[START Supplied information]

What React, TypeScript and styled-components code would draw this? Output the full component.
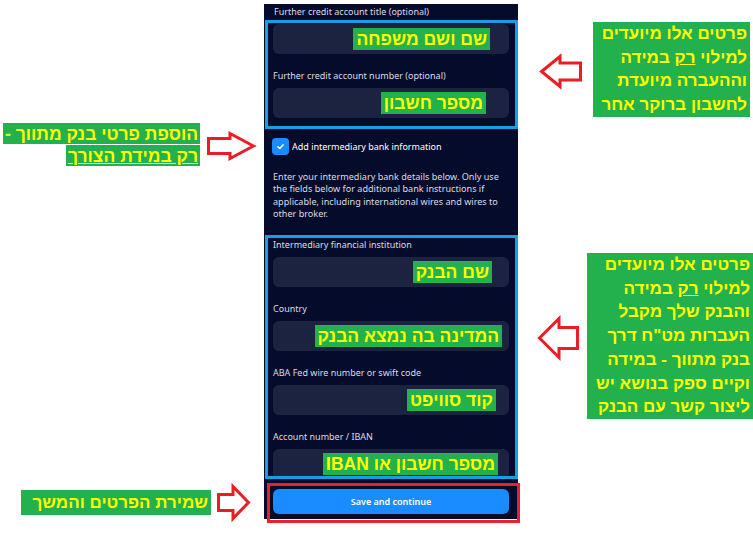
import React from "react";
import styled, { createGlobalStyle } from "styled-components";

const Global = createGlobalStyle`
  html, body { margin: 0; padding: 0; background: #ffffff; }
  body { width: 753px; height: 535px; overflow: hidden; font-family: "Noto Sans", sans-serif; }
  * { box-sizing: border-box; }
`;

const Stage = styled.div`
  position: relative;
  width: 753px;
  height: 535px;
  display: grid;
  grid-template-columns: 264px 254px 1fr;
  align-items: start;
`;

const Gutter = styled.div``;

const Panel = styled.section`
  margin-top: 4px;
  background: #050b2b;
  display: flex;
  flex-direction: column;
  padding: 2px 0 5px 1px;
`;

const Label = styled.div<{ $outer?: boolean }>`
  font-size: 9px;
  line-height: 12px;
  height: 12px;
  color: #d9dce6;
  white-space: nowrap;
  margin: ${(p) => (p.$outer ? "0 0 2px 9px" : "0 0 6px")};
`;

const Marked = styled.div<{ $height: number }>`
  border: 3px solid #16a0e4;
  padding: 1px 6px 8px 5px;
  height: ${(p) => p.$height}px;
  overflow: hidden;
  display: flex;
  flex-direction: column;
`;

const Field = styled.div<{ $first?: boolean }>`
  display: flex;
  flex-direction: column;
  margin-top: ${(p) => (p.$first ? 0 : 16)}px;
`;

const Input = styled.div<{ $gap: number }>`
  height: 30px;
  flex: none;
  border-radius: 6px;
  background: #1c2340;
  display: flex;
  align-items: center;
  justify-content: flex-end;
  padding-right: ${(p) => p.$gap}px;
`;

const Highlight = styled.span`
  direction: rtl;
  background: #22b14c;
  color: #ffff00;
  font-family: "Liberation Sans", "DejaVu Sans", sans-serif;
  font-weight: 700;
  font-size: 17.5px;
  line-height: 22px;
  padding: 0 3px;
  white-space: nowrap;
`;

const CheckRow = styled.label`
  display: flex;
  align-items: center;
  gap: 3px;
  margin: 9px 0 0 7px;
  height: 17px;
  color: #ffffff;
  font-size: 9px;
`;

const CheckBox = styled.span`
  width: 17px;
  height: 17px;
  border-radius: 4px;
  background: #1a8cff;
  display: flex;
  align-items: center;
  justify-content: center;
`;

const Note = styled.p`
  margin: 16px 8px 14px 8px;
  font-size: 9.1px;
  line-height: 12.4px;
  color: #d9dce6;
`;

const ButtonZone = styled.div`
  position: relative;
  margin: 10px 9px 0 8px;
`;

const SaveButton = styled.button`
  width: 100%;
  height: 25px;
  border: 0;
  border-radius: 6px;
  background: #1a8cff;
  color: #ffffff;
  font-family: "Noto Sans", sans-serif;
  font-size: 9px;
  font-weight: 600;
  display: block;
`;

const RedFrame = styled.div`
  position: absolute;
  left: -6px;
  right: -11px;
  top: -6px;
  bottom: -9px;
  border: 3px solid #e8202a;
  pointer-events: none;
`;

const Callout = styled.div<{ $top: number; $left?: number; $right?: number; $width?: number; $size: number; $line: number; $block?: boolean }>`
  position: absolute;
  top: ${(p) => p.$top}px;
  ${(p) => (p.$left !== undefined ? `left: ${p.$left}px;` : "")}
  ${(p) => (p.$right !== undefined ? `right: ${p.$right}px;` : "")}
  ${(p) => (p.$width ? `width: ${p.$width}px;` : "")}
  direction: rtl;
  text-align: right;
  font-family: "Liberation Sans", "DejaVu Sans", sans-serif;
  font-weight: 700;
  font-size: ${(p) => p.$size}px;
  line-height: ${(p) => p.$line}px;
  color: #ffff00;
  white-space: nowrap;
  ${(p) => (p.$block ? "background: #22b14c; padding: 0 3px;" : "")}
`;

const Mark = styled.span`
  background: #22b14c;
  box-decoration-break: clone;
  -webkit-box-decoration-break: clone;
  padding: 1px 2px 0;
`;

const ArrowSvg = styled.svg<{ $top: number; $left: number }>`
  position: absolute;
  top: ${(p) => p.$top}px;
  left: ${(p) => p.$left}px;
  overflow: visible;
`;

type ArrowProps = { top: number; left: number; w: number; h: number; head: number; shaft: number; dir: "left" | "right" };

function Arrow({ top, left, w, h, head, shaft, dir }: ArrowProps) {
  const s = 1.5;
  const y1 = (h - shaft) / 2;
  const y2 = (h + shaft) / 2;
  const hx = w - head;
  const pts = [
    [s, y1],
    [hx, y1],
    [hx, s],
    [w - s, h / 2],
    [hx, h - s],
    [hx, y2],
    [s, y2],
  ]
    .map(([x, y]) => `${dir === "right" ? x : w - x},${y}`)
    .join(" ");
  return (
    <ArrowSvg $top={top} $left={left} width={w} height={h} viewBox={`0 0 ${w} ${h}`}>
      <polygon points={pts} fill="#ffffff" stroke="#ec1c24" strokeWidth={3} strokeLinejoin="miter" />
    </ArrowSvg>
  );
}

type F = { label: string; mark: string; gap: number };

const creditFields: F[] = [
  { label: "Further credit account number (optional)", mark: "מספר חשבון", gap: 23 },
];

const bankFields: F[] = [
  { label: "Intermediary financial institution", mark: "שם הבנק", gap: 17 },
  { label: "Country", mark: "המדינה בה נמצא הבנק", gap: 7 },
  { label: "ABA Fed wire number or swift code", mark: "קוד סוויפט", gap: 13 },
  { label: "Account number / IBAN", mark: "מספר חשבון או IBAN", gap: 11 },
];

export default function App() {
  return (
    <>
      <Global />
      <Stage>
        <Gutter />
        <Panel>
          <Label $outer>Further credit account title (optional)</Label>
          <Marked $height={109}>
            <Field $first>
              <Input $gap={19}>
                <Highlight>שם ושם משפחה</Highlight>
              </Input>
            </Field>
            {creditFields.map((f) => (
              <Field key={f.label}>
                <Label>{f.label}</Label>
                <Input $gap={f.gap}>
                  <Highlight>{f.mark}</Highlight>
                </Input>
              </Field>
            ))}
          </Marked>
          <CheckRow>
            <CheckBox>
              <svg width="9" height="9" viewBox="0 0 10 10">
                <path d="M2 5.2 L4.2 7.2 L8 3" fill="none" stroke="#ffffff" strokeWidth="1.6" strokeLinecap="round" strokeLinejoin="round" />
              </svg>
            </CheckBox>
            Add intermediary bank information
          </CheckRow>
          <Note>
            Enter your intermediary bank details below. Only use the fields below for additional bank instructions if
            applicable, including international wires and wires to other broker.
          </Note>
          <Marked $height={244}>
            {bankFields.map((f, i) => (
              <Field key={f.label} $first={i === 0}>
                <Label>{f.label}</Label>
                <Input $gap={f.gap}>
                  <Highlight>{f.mark}</Highlight>
                </Input>
              </Field>
            ))}
          </Marked>
          <ButtonZone>
            <SaveButton>Save and continue</SaveButton>
            <RedFrame />
          </ButtonZone>
        </Panel>
        <Gutter />

        <Callout $top={123} $right={553} $size={17.5} $line={22} >
          <Mark>הוספת פרטי בנק מתווך -</Mark>
          <br />
          <Mark>
            <u>רק במידת הצורך</u>
          </Mark>
        </Callout>
        <Arrow top={132} left={207} w={48} h={28} head={25} shaft={15} dir="right" />

        <Callout $top={22} $left={593} $width={157} $size={17} $line={23.7} $block>
          פרטים אלו מיועדים
          <br />
          למילוי <u>רק</u> במידה
          <br />
          וההעברה מיועדת
          <br />
          לחשבון ברוקר אחר
        </Callout>
        <Arrow top={55} left={540} w={42} h={33} head={20} shaft={17} dir="left" />

        <Callout $top={253} $left={587} $width={166} $size={17} $line={23.7} $block>
          פרטים אלו מיועדים
          <br />
          למילוי <u>רק</u> במידה
          <br />
          והבנק שלך מקבל
          <br />
          העברות מט"ח דרך
          <br />
          בנק מתווך - במידה
          <br />
          וקיים ספק בנושא יש
          <br />
          ליצור קשר עם הבנק
        </Callout>
        <Arrow top={317} left={538} w={41} h={42} head={21} shaft={21} dir="left" />

        <Callout $top={490} $left={21} $width={190} $size={17} $line={25} $block>
          שמירת הפרטים והמשך
        </Callout>
        <Arrow top={485} left={217} w={33} h={35} head={17} shaft={16} dir="right" />
      </Stage>
    </>
  );
}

[END Supplied information]

(Exercise) Copy all lines from the material that hold "React".

(Response below)
What React, TypeScript and styled-components code would draw this? Output the full component.
import React from "react";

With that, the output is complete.